I have setup 3 server node and was able to create cluster but none of them is assigned as leader. i have attached the screenshot for same if anybody has face the same problem.

Hi @nirankush.tyagi94,

Could you provide some additional information such as the configuration you are using and logs from the servers?

Thanks,
jrasell and the Nomad team

Hi jrasell,

  1. nomad.service attached
  2. i have attached server.hcl file which is same for all three servers only name is changed.
  3. journalctl log attached for Nomadserver - 1

please let me know if i miss anything.

nomad-service.txt (1.4 KB)


Hello,

Please let me know if anyone can help

Hi @nirankush.tyagi94,

The journalctl logs indicate the process is failing to start which could mean a configuration problem. Can you share the full logs of the process which according to your config file should be within /etc/nomad.d/krausen.log? If they are not there, I would also suggest checking /var/log/syslog.

Thanks,
jrasell and the Nomad team

Hello,
attaching logs. logs are same on all three servers.

i have attach logs from server from which i’m running nomad server members

Hi @nirankush.tyagi94,

I’ll need the logs of the server which is failing to start. The cluster is not able to elect a leader because it’s likely not reaching the bootstrap_expect threshold, which is set to 5. If you only have 3 servers, this should be set to 3, not 5.

Thanks,
jrasell and the Nomad team

Hi Jrasell,

i tried changing bootstrap_expect threshold to 3 but it gives the same error.

Attaching all logs from server-1 (krausen.log file - latest


) and service running status for your reference.

Please check.

Thanks
Nirankush
krausen.txt (2.2 MB)
krausen-1698841764257166642.txt (2.8 MB)
krausen-1699017553343635619.txt (4.2 MB)
krausen-1699103953712998382.txt (2.4 MB)

hey jrasell

any luck ?, if you could please check.

I had the same issue.
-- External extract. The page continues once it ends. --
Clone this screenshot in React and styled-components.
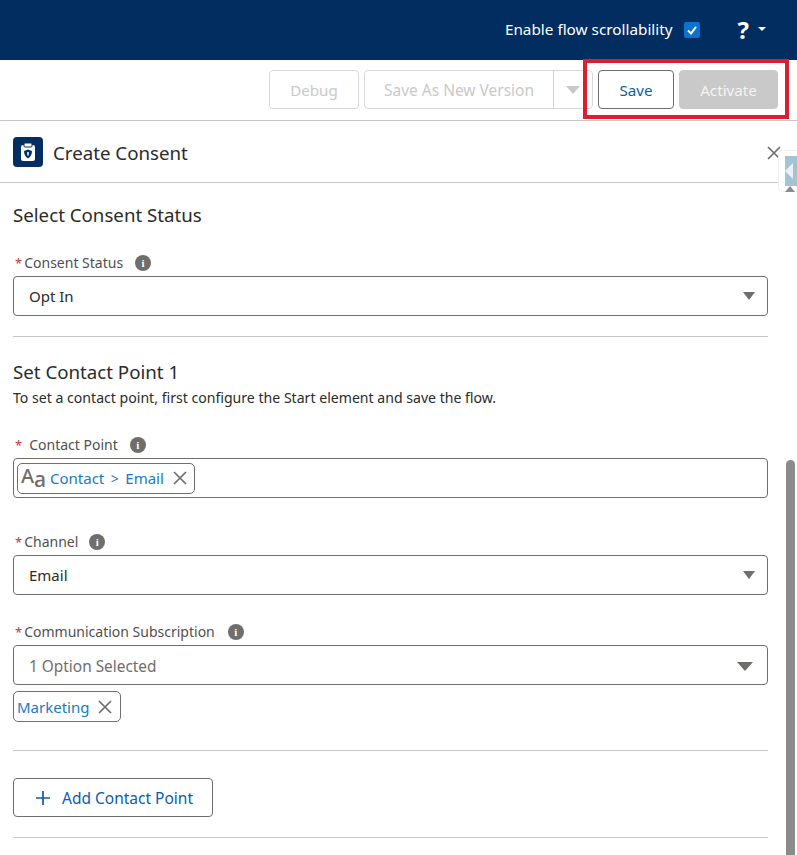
import React from "react";
import styled, { createGlobalStyle } from "styled-components";

const Global = createGlobalStyle`
  html, body { margin: 0; padding: 0; background: #fff; }
  body { font-family: "Noto Sans", "Open Sans", "Liberation Sans", sans-serif; overflow: hidden; }
  * { box-sizing: border-box; }
`;
const Page = styled.div`
  position: relative; width: 797px; height: 855px; overflow: hidden; background: #fff;
`;
const TopBar = styled.header`
  height: 60px; background: #012d60; color: #fff; display: flex; align-items: center;
  justify-content: flex-end; padding: 0 31px 0 0;
`;
const EnableLabel = styled.span`font-size: 15.3px; margin-right: 11px; position: relative; top: -1px;`;
const CheckBox = styled.span`
  width: 16px; height: 16px; border-radius: 2px; background: #0b72d0; display: flex;
  align-items: center; justify-content: center; margin-right: 38px;
`;
const Help = styled.span`font-size: 24px; font-weight: 700; margin-right: 9px; line-height: 1;`;
const Caret = styled.span`
  width: 0; height: 0; border-left: 4px solid transparent; border-right: 4px solid transparent;
  border-top: 4px solid #fff; margin-bottom: 2px;
`;
const Toolbar = styled.div`
  height: 61px; border-bottom: 1px solid #c9c9c9; display: flex; align-items: flex-start;
  justify-content: flex-end; padding: 10px 19px 0 0; gap: 5px;
`;
const ToolButton = styled.button`
  height: 39px; width: ${p => p.$w}px; border-radius: 4px; font: inherit; font-size: 15.2px; padding: 0;
  background: ${p => p.$fill ? "#c9c9c9" : "#fff"};
  color: ${p => p.$color};
  border: 1px solid ${p => p.$border};
`;
const SplitGroup = styled.div`
  height: 39px; width: 229px; display: flex; border: 1px solid #d8d8d8; border-radius: 4px;
`;
const SplitMain = styled.div`
  flex: 1; display: flex; align-items: center; justify-content: center; color: #c9c9c9; font-size: 15.5px;
  border-right: 1px solid #d0d0d0;
`;
const SplitSide = styled.div`
  width: 38px; display: flex; align-items: center; justify-content: center;
`;
const Triangle = styled.span`
  width: 0; height: 0; display: block;
  border-left: ${p => p.$s}px solid transparent; border-right: ${p => p.$s}px solid transparent;
  border-top: ${p => p.$h}px solid ${p => p.$c};
`;
const PanelHeader = styled.div`
  height: 62px; border-bottom: 1px solid #c9c9c9; display: flex; align-items: center; padding: 1px 13px 0; gap: 10px;
`;
const PanelIcon = styled.span`
  width: 30px; height: 30px; border-radius: 4px; background: #032e61; display: flex;
  align-items: center; justify-content: center;
`;
const PanelTitle = styled.h1`font-size: 18.7px; font-weight: 400; color: #2b2b2b; margin: 0;`;
const Body = styled.div`padding: 0 29px 0 13px;`;
const SectionTitle = styled.h2`
  font-size: 18.7px; font-weight: 400; color: #2b2b2b; margin: 0; line-height: 24px;
  padding-top: ${p => p.$top}px;
`;
const Helper = styled.p`font-size: 14.1px; color: #2b2b2b; margin: 4px 0 0; line-height: 20px;`;
const LabelRow = styled.div`
  display: flex; align-items: center; height: 20px; font-size: 14px; color: #505050; padding-top: 1px;
  margin-top: ${p => p.$top}px; margin-bottom: 4px;
`;
const Star = styled.span`color: #c23934; margin-left: 2px; margin-right: ${p => p.$gap || 2}px; font-size: 13px;`;
const InfoDot = styled.span`
  width: 16px; height: 16px; border-radius: 50%; background: #706e6b; color: #fff; font-size: 11px; font-weight: 700;
  font-family: "Liberation Serif", serif; display: inline-flex; align-items: center; justify-content: center;
  margin-left: ${p => p.$left || 11}px;
`;
const Field = styled.div`
  height: 40px; border: 1px solid #706e6b; border-radius: 4px; display: flex; align-items: center;
  justify-content: space-between; padding: ${p => p.$muted ? 2 : 0}px ${p => p.$right || 12}px 0 15px;
  font-size: ${p => p.$size || 15}px;
  color: ${p => p.$muted ? "#706e6b" : "#2b2b2b"};
`;
const PillField = styled(Field)`padding: 0 3px;`;
const Chip = styled.span`
  height: 31px; border: 1px solid #706e6b; border-radius: 5px; display: inline-flex; align-items: center;
  padding: 0 ${p => p.$pad || 7}px 0 3px; color: #1b7ac2; font-size: 15px; background: #fff;
`;
const TypeGlyph = styled.span`
  display: inline-flex; align-items: baseline; color: #706e6b; margin-right: 3px; width: 26px; line-height: 1; font-weight: 500;
`;
const BigA = styled.span`font-size: 20px; position: relative; top: -3px;`;
const SmallA = styled.span`font-size: 21px; position: relative; top: 1px;`;
const ChipGt = styled.span`margin: 0 6.5px; font-size: 14px;`;
const ChipClose = styled.span`display: inline-flex; margin-left: 9px;`;
const ChipRow = styled.div`margin-top: 6px; height: 31px; display: flex;`;
const Divider = styled.hr`
  border: 0; border-top: 1px solid #c9c9c9; margin: ${p => p.$top}px 0 0; height: 0;
`;
const AddButton = styled.button`
  width: 200px; height: 39px; margin-top: 27px; border: 1px solid #706e6b; border-radius: 4px; background: #fff;
  color: #0b5cab; font: inherit; font-size: 15.5px; display: flex; align-items: center; padding: 1px 0 0 21px; gap: 11px;
`;
const Highlight = styled.div`
  position: absolute; left: 583px; top: 59px; width: 206px; height: 60px; border: 4px solid #dc1f30; pointer-events: none;
`;
const Scrollbar = styled.div`
  position: absolute; left: 786px; top: 460px; width: 9px; height: 395px; background: #8b8b8b; border-radius: 5px 5px 0 0;
`;
const CloseBtn = styled.span`position: absolute; left: 767px; top: 146px; display: flex;`;
const SideTab = styled.div`
  position: absolute; left: 778px; top: 150px; width: 19px; height: 42px; background: #fff; border: 1px solid #eee;
  border-right: 0; border-radius: 5px 0 0 5px; padding: 5px 0 0 6px;
`;
const SideTabInner = styled.div`
  width: 13px; height: 30px; background: #a3c4d4; display: flex; align-items: center;
`;
const SideArrow = styled.span`
  width: 0; height: 0; border-right: 8px solid #edf2f5; border-top: 8px solid transparent; border-bottom: 8px solid transparent;
`;
const SideCaret = styled.span`
  position: absolute; left: 785px; top: 186px; width: 0; height: 0; border-left: 5px solid transparent;
  border-right: 5px solid transparent; border-bottom: 6px solid #8b8b8b;
`;

const X = ({ size = 14, color = "#706e6b" }) => (
  <svg width={size} height={size} viewBox="0 0 14 14">
    <path d="M1 1 L13 13 M13 1 L1 13" stroke={color} strokeWidth="1.7" fill="none" />
  </svg>
);

export default function App() {
  return (
    <Page>
      <Global />
      <TopBar>
        <EnableLabel>Enable flow scrollability</EnableLabel>
        <CheckBox>
          <svg width="12" height="12" viewBox="0 0 12 12">
            <path d="M2 6.5 L5 9.5 L10 2.8" stroke="#fff" strokeWidth="2" fill="none" />
          </svg>
        </CheckBox>
        <Help>?</Help>
        <Caret />
      </TopBar>
      <Toolbar>
        <ToolButton $w={90} $color="#c9c9c9" $border="#d8d8d8">Debug</ToolButton>
        <SplitGroup>
          <SplitMain>Save As New Version</SplitMain>
          <SplitSide><Triangle $s={7} $h={8} $c="#c9c9c9" /></SplitSide>
        </SplitGroup>
        <ToolButton $w={76} $color="#0b5cab" $border="#706e6b">Save</ToolButton>
        <ToolButton $w={99} $fill $color="#f3f3f3" $border="#c9c9c9">Activate</ToolButton>
      </Toolbar>
      <PanelHeader>
        <PanelIcon>
          <svg width="18" height="20" viewBox="0 0 18 20">
            <rect x="2" y="3" width="14" height="16" rx="2" fill="#fff" />
            <rect x="5" y="1" width="8" height="4" rx="1" fill="#fff" stroke="#032e61" />
            <path d="M9 7.5 L13 9 C13 13 11 15 9 16.5 C7 15 5 13 5 9 Z" fill="#032e61" />
            <path d="M9 10 V13.5" stroke="#fff" strokeWidth="1.5" />
          </svg>
        </PanelIcon>
        <PanelTitle>Create Consent</PanelTitle>
      </PanelHeader>
      <Body>
        <SectionTitle $top={20}>Select Consent Status</SectionTitle>
        <LabelRow $top={25}>
          <Star>*</Star>Consent Status<InfoDot $left={12}>i</InfoDot>
        </LabelRow>
        <Field>
          Opt In
          <Triangle $s={6} $h={8} $c="#706e6b" />
        </Field>
        <Divider $top={20} />
        <SectionTitle $top={23}>Set Contact Point 1</SectionTitle>
        <Helper>To set a contact point, first configure the Start element and save the flow.</Helper>
        <LabelRow $top={26}>
          <Star $gap={7}>*</Star>Contact Point<InfoDot $left={12}>i</InfoDot>
        </LabelRow>
        <PillField>
          <Chip>
            <TypeGlyph><BigA>A</BigA><SmallA>a</SmallA></TypeGlyph>
            Contact<ChipGt>&gt;</ChipGt>Email
            <ChipClose><X /></ChipClose>
          </Chip>
        </PillField>
        <LabelRow $top={33}>
          <Star>*</Star>Channel<InfoDot>i</InfoDot>
        </LabelRow>
        <Field>
          Email
          <Triangle $s={6} $h={8} $c="#706e6b" />
        </Field>
        <LabelRow $top={26}>
          <Star>*</Star>Communication Subscription<InfoDot $left={13}>i</InfoDot>
        </LabelRow>
        <Field $muted $right={14} $size={15.4}>
          1 Option Selected
          <Triangle $s={8} $h={9} $c="#706e6b" />
        </Field>
        <ChipRow>
          <Chip $pad={8}>Marketing<ChipClose><X /></ChipClose></Chip>
        </ChipRow>
        <Divider $top={28} />
        <AddButton>
          <svg width="16" height="16" viewBox="0 0 16 16">
            <path d="M8 1 V15 M1 8 H15" stroke="#0b5cab" strokeWidth="1.7" fill="none" />
          </svg>
          Add Contact Point
        </AddButton>
        <Divider $top={20} />
      </Body>
      <Highlight />
      <CloseBtn><X size={14} /></CloseBtn>
      <SideTab><SideTabInner><SideArrow /></SideTabInner></SideTab>
      <SideCaret />
      <Scrollbar />
    </Page>
  );
}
After changing bootstrap_expect to 3, everything works fine.

Hi @nirankush.tyagi94,

Your logs contain errors as shown below, which indicate the servers are struggling to connect with each other. Connectivity issues would stop a quorum being reached and a leader elected. If possible, I would also suggest deleting the data directory on each server and starting fresh, to ensure stale data is not a factor.

2023-11-14T13:21:14.067Z [ERROR] nomad.raft: failed to make requestVote RPC: target="{Voter 051fb966-baf3-b3f3-a761-f7197df468d4 10.231.230.190:4647}" error="dial tcp 10.231.230.190:4647: connect: no route to host" term=838
2023-11-14T13:21:14.067Z [ERROR] nomad.raft: failed to make requestVote RPC: target="{Voter 43e670fa-c81e-caa3-633a-e6ee83c177c3 10.231.230.213:4647}" error="dial tcp 10.231.230.213:4647: connect: no route to host" term=838

Thanks,
jrasell and the Nomad team

Thanks jrasell for your help , i find out the issue rpc port : 4647 was not opened on all three servers.
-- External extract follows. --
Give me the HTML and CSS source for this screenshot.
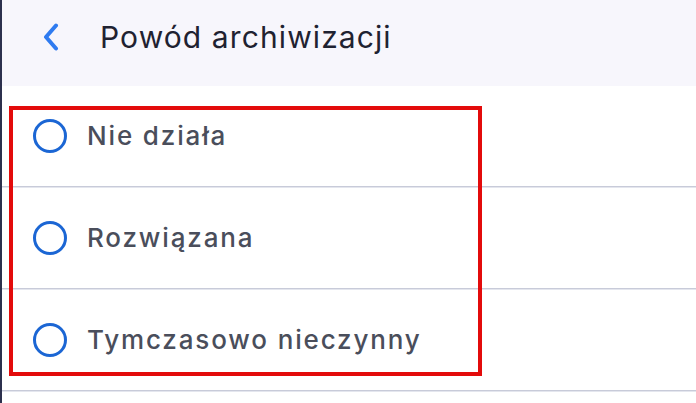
FILE: index.html
```html
<!DOCTYPE html>
<html lang="pl">
<head>
<meta charset="utf-8">
<title>Powód archiwizacji</title>
<link rel="stylesheet" href="styles.css">
</head>
<body>
<div class="screen">
  <header class="topbar">
    <button class="back" aria-label="Wstecz">
      <svg width="16" height="28" viewBox="0 0 16 28"><path d="M13 2.5 L3 14 L13 25.5" fill="none" stroke="#2f7bf0" stroke-width="4" stroke-linecap="round" stroke-linejoin="round"/></svg>
    </button>
    <h1 class="title">Powód archiwizacji</h1>
  </header>
  <ul class="options">
    <li class="option"><span class="radio"></span><span class="label">Nie działa</span></li>
    <li class="option"><span class="radio"></span><span class="label">Rozwiązana</span></li>
    <li class="option"><span class="radio"></span><span class="label">Tymczasowo nieczynny</span></li>
  </ul>
  <div class="highlight"></div>
</div>
</body>
</html>
```
FILE: styles.css
```css
html, body {
  margin: 0;
  padding: 0;
  background: #ffffff;
}
body {
  font-family: Inter, "Noto Sans", sans-serif;
  width: 696px;
  height: 403px;
  overflow: hidden;
}
.screen {
  position: relative;
  height: 403px;
  border-left: 2px solid #2c304d;
  box-sizing: border-box;
}
.topbar {
  height: 86px;
  background: #f7f6fc;
  display: flex;
  align-items: center;
  box-sizing: border-box;
  padding-left: 41px;
  padding-bottom: 12px;
}
.back {
  background: none;
  border: 0;
  padding: 0;
  width: 16px;
  height: 28px;
  display: flex;
}
.title {
  margin: 0 0 0 41px;
  font-size: 30px;
  font-weight: 400;
  color: #1f2231;
  letter-spacing: 1.1px;
}
.options {
  list-style: none;
  margin: 0;
  padding: 0;
}
.option {
  height: 101px;
  box-sizing: border-box;
  border-bottom: 1px solid #c8cbd9;
  box-shadow: 0 1px 0 #e4e6ee;
  display: flex;
  align-items: center;
  padding-left: 31px;
  padding-bottom: 1px;
}
.option + .option {
  margin-top: 1px;
}
.radio {
  width: 34px;
  height: 34px;
  box-sizing: border-box;
  border: 3px solid #1b66d4;
  border-radius: 50%;
  flex: none;
}
.label {
  margin-left: 20px;
  font-size: 26px;
  font-weight: 500;
  color: #4a4e5b;
  letter-spacing: 1.85px;
}
.highlight {
  position: absolute;
  left: 7px;
  top: 106px;
  width: 473px;
  height: 270px;
  box-sizing: border-box;
  border: 4px solid #e30b0b;
}
```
Now i’m trying to add client node to this cluster but getting this error in journalctl -u nomad.

See the top line about consul not being able to query datacenters and start from there.

Hi @nirankush.tyagi94,

Could you share the client configuration you are using? If you are using Consul service discovery for the clients to discover the servers, then the error as pointed out would be causing this.

I think it is also useful to point out this set of tutorials, which might help guide you in setting up a Nomad cluster: Cluster Setup | Nomad | HashiCorp Developer

Thanks,
jrasell and the Nomad team

Thanks Jrasell, i was able to add client node to cluster.

Thanks , it worked for me

Hi jrasell,

i was able to setup a cluster with two server nodes and one client node.

but when i tried to plan or deploy a job it doesn’t get deployed to cluster , getting warning (attached) and job remains at desired state does not get placed.

Thanks
Nirankush

can anyone help me on this.

@nirankush.tyagi94, What driver are you using for your job?

The error you are getting is because your client node doesn’t have the driver enabled.

Can you share the output of nomad node status -short <your-client-node-id>

Thanks for your response, not able see the drivers but i m able to run containers locally on this node. any suggestion how should i install driver ?

ID = 0f747bd0-2444-fd49-5f27-756a1497f9f3
Name = nomad_client_1
Node Pool = default
Class =
DC = dc1
Drain = false
Eligibility = eligible
Status = ready
CSI Controllers =
CSI Drivers =
Host Volumes =
Host Networks =
CSI Volumes =
Drivers =